__EXERCISE REQUIREMENTS__: Gather the lines from the material that contain "React".

Start DATA SEGMENT

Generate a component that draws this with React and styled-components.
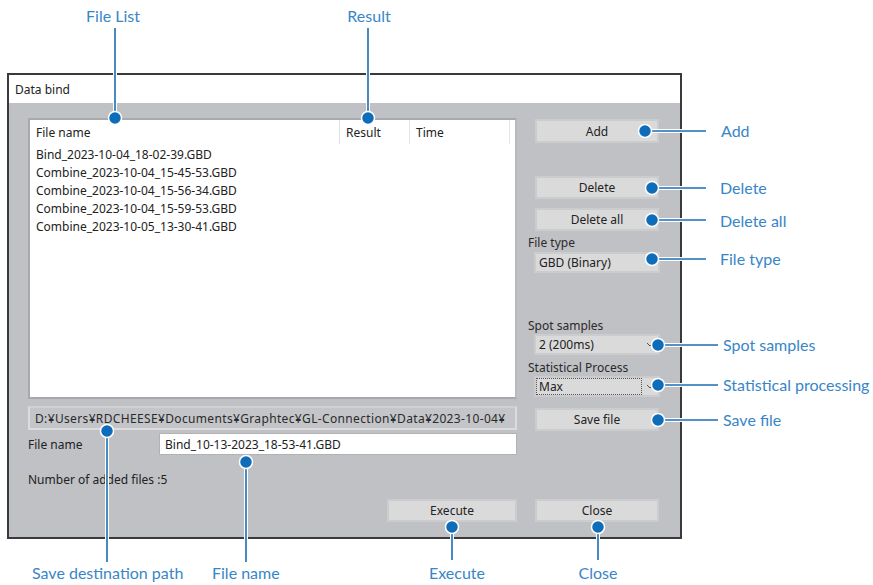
import React from 'react';
import styled, { createGlobalStyle } from 'styled-components';

const GlobalStyle = createGlobalStyle`
  html, body { margin: 0; padding: 0; background: #ffffff; }
  body { font-family: "Noto Sans", "DejaVu Sans", sans-serif; }
`;

// Layout
const Stage = styled.div`
  position: relative;
  width: 873px;
  height: 585px;
  overflow: hidden;
  background: #fff;
  padding: 73px 0 0 7px;
  box-sizing: border-box;
`;

const Dialog = styled.div`
  width: 675px;
  height: 466px;
  box-sizing: border-box;
  border: 2px solid #3a3a3a;
  display: flex;
  flex-direction: column;
  font-size: 12px;
  color: #222;
`;

const TitleBar = styled.div`
  flex: 0 0 28px;
  background: #fff;
  display: flex;
  align-items: center;
  padding-left: 6px;
  padding-top: 1px;
  box-sizing: border-box;
`;

const Body = styled.div`
  flex: 1;
  min-height: 0;
  background: #c0c1c5;
  display: grid;
  grid-template-columns: 489px 126px;
  column-gap: 17px;
  padding: 15px 0 14px 19px;
`;

const LeftCol = styled.div`
  display: flex;
  flex-direction: column;
`;

const RightCol = styled.div`
  display: flex;
  flex-direction: column;
`;

// File list
const ListBox = styled.div`
  flex: 0 0 281px;
  box-sizing: border-box;
  background: #fff;
  border: 2px solid #a7a9ae;
  border-right-color: #b8babe;
`;

const HeaderRow = styled.div`
  display: grid;
  grid-template-columns: 310px 70px 100px;
  height: 26px;
`;

const HeaderCell = styled.div`
  display: flex;
  align-items: center;
  padding-left: 6px;
  border-right: 1px solid #e4e4e4;
  margin-bottom: 2px;
`;

const Row = styled.div`
  height: 18px;
  line-height: 18px;
  padding-left: 6px;
`;

// Fields
const PathBox = styled.div`
  margin-top: 7px;
  flex: 0 0 24px;
  box-sizing: border-box;
  border: 2px solid #dcdcde;
  border-top-color: #d0d0d3;
  background: #c4c5c9;
  display: flex;
  align-items: center;
  padding-left: 5px;
  color: #2a2a2a;
  white-space: nowrap;
  overflow: hidden;
  letter-spacing: 0.35px;
`;

const FieldRow = styled.div`
  margin-top: 3px;
  display: flex;
  align-items: center;
  flex: 0 0 22px;
`;

const FieldLabel = styled.div`
  width: 131px;
`;

const TextInput = styled.div`
  flex: 1;
  height: 22px;
  box-sizing: border-box;
  background: #fff;
  border: 1px solid #b0b2b6;
  display: flex;
  align-items: center;
  padding-left: 5px;
`;

const Info = styled.div`
  margin-top: 17px;
  flex: 0 0 16px;
  line-height: 16px;
`;

// Buttons / combos
const Button = styled.div`
  margin-top: ${p => p.$mt || 0}px;
  margin-left: ${p => (p.$right ? 'auto' : `${p.$ml || 0}px`)};
  width: ${p => p.$w || 124}px;
  flex: 0 0 ${p => p.$h || 24}px;
  box-sizing: border-box;
  background: #dadadb;
  border: 2px solid #cbccce;
  display: flex;
  align-items: center;
  justify-content: center;
  color: #222;
`;

const SmallLabel = styled.div`
  margin-top: ${p => p.$mt || 0}px;
  margin-left: -6px;
  flex: 0 0 14px;
  line-height: 14px;
  color: #2a2a2a;
  white-space: nowrap;
`;

const Combo = styled.div`
  margin-top: ${p => p.$mt || 0}px;
  flex: 0 0 21px;
  width: 126px;
  box-sizing: border-box;
  background: #dadadb;
  border: 2px solid #cbccce;
  display: flex;
  align-items: center;
  padding-left: 1px;
  position: relative;
`;

const ComboText = styled.span`
  padding: 0 2px;
  ${p => p.$focus && `
    flex: 0 0 100px;
    height: 15px;
    line-height: 15px;
    outline: 1px dotted #555;
  `}
`;

const Arrow = styled.svg`
  position: absolute;
  right: 4px;
  top: 6px;
`;

// Callouts
const Leaders = styled.svg`
  position: absolute;
  left: 0;
  top: 0;
  pointer-events: none;
`;

const Tag = styled.div`
  position: absolute;
  font-family: "Lato", "Open Sans", sans-serif;
  font-size: 16px;
  color: #3886c7;
  line-height: 20px;
  white-space: nowrap;
  left: ${p => p.$x}px;
  top: ${p => p.$y - 10}px;
  transform: ${p => (p.$center ? 'translateX(-50%)' : 'none')};
`;

const leaders = [
  { x1: 115, y1: 28, x2: 115, y2: 118 },
  { x1: 368, y1: 28, x2: 368, y2: 118 },
  { x1: 645, y1: 131, x2: 706, y2: 131 },
  { x1: 652, y1: 188, x2: 706, y2: 188 },
  { x1: 652, y1: 220, x2: 706, y2: 220 },
  { x1: 652, y1: 259, x2: 706, y2: 259 },
  { x1: 658, y1: 345, x2: 718, y2: 345 },
  { x1: 658, y1: 385, x2: 718, y2: 385 },
  { x1: 658, y1: 420, x2: 718, y2: 420 },
  { x1: 452, y1: 527, x2: 452, y2: 560 },
  { x1: 598, y1: 527, x2: 598, y2: 560 },
  { x1: 107, y1: 431, x2: 107, y2: 562 },
  { x1: 246, y1: 462, x2: 246, y2: 562 },
];

// the dot sits on the end inside the dialog
const dots = [
  [115, 118], [368, 118], [645, 131], [652, 188], [652, 220], [652, 259],
  [658, 345], [658, 385], [658, 420], [452, 527], [598, 527], [107, 431], [246, 462],
];

const tags = [
  { text: 'File List', x: 113, y: 16, center: true },
  { text: 'Result', x: 369, y: 16, center: true },
  { text: 'Add', x: 721, y: 131 },
  { text: 'Delete', x: 720, y: 188 },
  { text: 'Delete all', x: 720, y: 221 },
  { text: 'File type', x: 720, y: 259 },
  { text: 'Spot samples', x: 723, y: 345 },
  { text: 'Statistical processing', x: 723, y: 385 },
  { text: 'Save file', x: 723, y: 420 },
  { text: 'Execute', x: 457, y: 573, center: true },
  { text: 'Close', x: 598, y: 573, center: true },
  { text: 'Save destination path', x: 32, y: 573 },
  { text: 'File name', x: 212, y: 573 },
];

const files = [
  'Bind_2023-10-04_18-02-39.GBD',
  'Combine_2023-10-04_15-45-53.GBD',
  'Combine_2023-10-04_15-56-34.GBD',
  'Combine_2023-10-04_15-59-53.GBD',
  'Combine_2023-10-05_13-30-41.GBD',
];

const ComboArrow = () => (
  <Arrow width="8" height="6" viewBox="0 0 8 6">
    <path d="M1 1 L4 4 L7 1" fill="none" stroke="#555" strokeWidth="1" />
  </Arrow>
);

export default function App() {
  return (
    <>
      <GlobalStyle />
      <Stage>
        <Dialog>
          <TitleBar>Data bind</TitleBar>
          <Body>
            <LeftCol>
              <ListBox>
                <HeaderRow>
                  <HeaderCell>File name</HeaderCell>
                  <HeaderCell>Result</HeaderCell>
                  <HeaderCell>Time</HeaderCell>
                </HeaderRow>
                {files.map(f => (
                  <Row key={f}>{f}</Row>
                ))}
              </ListBox>
              <PathBox>D:¥Users¥RDCHEESE¥Documents¥Graphtec¥GL-Connection¥Data¥2023-10-04¥</PathBox>
              <FieldRow>
                <FieldLabel>File name</FieldLabel>
                <TextInput>Bind_10-13-2023_18-53-41.GBD</TextInput>
              </FieldRow>
              <Info>Number of added files :5</Info>
              <Button $mt={11} $w={130} $h={23} $right>Execute</Button>
            </LeftCol>
            <RightCol>
              <Button $mt={1} $ml={1}>Add</Button>
              <Button $mt={33} $ml={1} $h={23}>Delete</Button>
              <Button $mt={9} $ml={1} $h={23}>Delete all</Button>
              <SmallLabel $mt={5}>File type</SmallLabel>
              <Combo $mt={2}>
                <ComboText>GBD (Binary)</ComboText>
              </Combo>
              <SmallLabel $mt={46}>Spot samples</SmallLabel>
              <Combo $mt={1}>
                <ComboText>2 (200ms)</ComboText>
                <ComboArrow />
              </Combo>
              <SmallLabel $mt={6}>Statistical Process</SmallLabel>
              <Combo $mt={1}>
                <ComboText $focus>Max</ComboText>
                <ComboArrow />
              </Combo>
              <Button $mt={11} $ml={1} $h={23}>Save file</Button>
              <Button $mt={68} $ml={1} $h={23}>Close</Button>
            </RightCol>
          </Body>
        </Dialog>

        <Leaders width="873" height="585" viewBox="0 0 873 585">
          {leaders.map((l, i) => (
            <line key={'w' + i} x1={l.x1} y1={l.y1} x2={l.x2} y2={l.y2} stroke="#fff" strokeWidth="4" />
          ))}
          {leaders.map((l, i) => (
            <line key={'b' + i} x1={l.x1} y1={l.y1} x2={l.x2} y2={l.y2} stroke="#1a6db3" strokeWidth="1.6" />
          ))}
          {dots.map(([x, y], i) => (
            <circle key={i} cx={x} cy={y} r="6.5" fill="#0e6cb9" stroke="#fff" strokeWidth="1.5" />
          ))}
        </Leaders>
        {tags.map(t => (
          <Tag key={t.text + t.x} $x={t.x} $y={t.y} $center={t.center}>{t.text}</Tag>
        ))}
      </Stage>
    </>
  );
}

End DATA SEGMENT

__RESULT OF THIS TASK__:
Generate a component that draws this with React and styled-components.
import React from 'react';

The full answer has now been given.